The Peabody offers student-led tours for groups of college-age and older visitors included in your museum admission. If you are visiting with younger children, an advanced reservation is required.
Exploring trendy stores, dining in outdoor cafes, and resting on a bench while people watching are time-honored traditions in Harvard Square. While Harvard Square still retains some of its ’70s hippie vibe, it is now boho chic as opposed to psychedelic flower child.
Cambridge Historical Tours offers private, expertly curated tours like the Tour of Old Cambridge. The neighborhood’s history, art, and architecture are explored throughout the walking tour punctuated with stories of Longfellow, Helen Keller, and T.S. Eliot. The customizable tour is the best way to explore all the history embedded in the fiber of Cambridge, particularly when you only have a day or two for your visit.
The Charles River, or simply “The Charles” to Bostonians, separates Boston and Cambridge. The busy path along the Charles offers an enjoyable waterside stroll or a perfect spot for a picnic lunch.
The Charles Riverboat Company has several cruise options that explore the Charles. Their Charles River Sightseeing Tour gives visitors the opportunity to sit back and enjoy the sights between Boston and Cambridge’s river banks. Enjoy the small sailboats dancing across the water as your captain navigates the way.
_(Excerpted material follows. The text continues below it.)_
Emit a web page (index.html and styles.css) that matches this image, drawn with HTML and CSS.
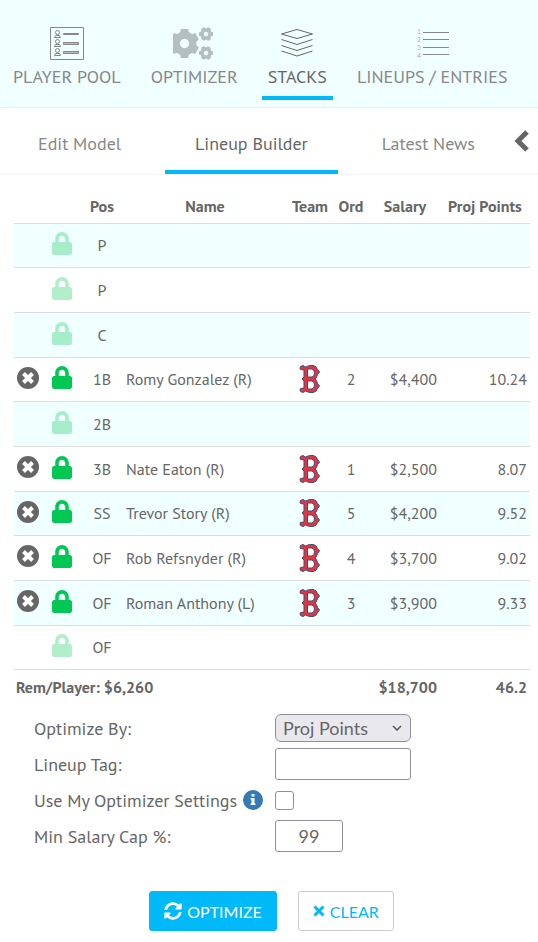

Massachusetts Institute Of Technology
The Massachusetts Institute of Technology (MIT) campus is not only a world-class institute of technical learning, it is a showcase for art and architecture. By accessing the interactive Public Art Map, you find your way to the Stratton Student Center designed by architect Eduardo Catalano, The New Media Lab by Fumihiko Maki, and the Green and Wiesner Buildings designed by I.M Pei. Stroll through campus and experience a wealth of art installations including Figure decoupee by Pablo Picasso, the Sean Collier Memorial by J. Meejin Yoon, and many other thought-provoking pieces.
Mount Auburn Cemetery
Located in Watertown and Cambridge, Mount Auburn Cemetery is the first garden cemetery in the U.S. and is a designated National Historic Landmark. Stroll through the beautifully landscaped park along winding paths that weave around the stone markers across the 175-acre park. The horticultural collection of over 5,500 trees, shrubs, and plants gracefully interacts with tombstones of local citizens and famous Bostonians. Mount Auburn Cemetary’s distinguished residents include Henry Wadsworth Longfellow, Oliver Wendell Holmes, Julia Ward Howe, Dorothea Dix, and Charles Sumner.
The stately mansion on Brattle Street, Longfellow House, was the former home of poet Henry Wadsworth Longfellow. Now a National Parks Museum, the Longfellow house welcomed many famous visitors including Charles Dickens and Nathaniel Hawthorne. George Washington used the home as his headquarters for the Continental Army during the Boston battle arena.
Tour Longfellow’s family home and step back in time as you explore the extensive collection of art and period furniture. Take a stroll through the beautiful gardens, which are particularly lovely in late spring.
There is no shortage of restaurants in Cambridge. From small cafes and bakeries to upscale dining, the food scene is jam-packed with amazing restaurants featuring top-notch cuisine. Below is a selection of eateries that embody the flavor of restaurants in the Cambridge area.
Tatte Bakery And Cafe
Harvard Square is a thriving neighborhood with its own Tatte Bakery and Cafe. With Locations across Boston, Tatte began as a stall in the Boston farmers market and quickly attracted a loyal following. Known for their scrumptious sweet treats, they also offer delectable savory dishes. Stop in for a monkey bread croissant, a crispy palmier, or a beautiful buttermilk biscuit to enjoy with a piping hot cup of coffee. Join the cafe crowd — come for breakfast and stay for dinner.
Cambridge Brewing Company
Located in the vibrant Kendall Square neighborhood, Cambridge Brewing Company has a selection of handcrafted on-tap beers along with bottled and canned options. Tiny Geometries is a toasted red lager that is worth a try for a “reds” connoisseur. If you’re looking for a beer to knock your socks off, give the 2020 Bannatyne’s Scotch Ale a spin. Excellent pub grub is offered to accompany your favorite brew.
Middle Eastern cuisine never tasted so good. When you take a classic dish and morph it into a dining adventure, you have truly captured something unique and memorable. Oleana serves up a masterful menu of reinvented dishes enticing you to try every meze on the menu. Sample the Kohlrabi Pancake with Haloumi, Vermont Quail Kebab, Topik, and so many other tempting delights.
Abe And Louie’s
Across the Charles on Boylston Street awaits an exceptional dining experience. Abe and Louie’s is a fine dining restaurant with an extensive and expertly prepared menu. Start with the escargot, beef carpaccio, or any of the gorgeously plated appetizers. Continue on with a 22-ounce bone-in aged prime ribeye, a meat lover’s dream dinner, or the shrimp and scallop risotto. Dining at Abe and Louie’s is the perfect way to celebrate your time in the city. The large selection of fine wines completes the feasting experience.
Save time for a quick shop at The Coop (pronounced like a house for chickens), for all your Harvard and MIT gear. Their flagship store, purchased in 1906, is located in Harvard Square and is the gold standard of bookstores.
Cambridge is not just a suburb of Boston. It is home to thousands of university students and a thriving residential community that appreciates and contributes to the art, history, green space, and bustling vibe of the city. Take a day or two and explore Cambridge, you will have a great urban adventure and you will probably learn a little something in the process.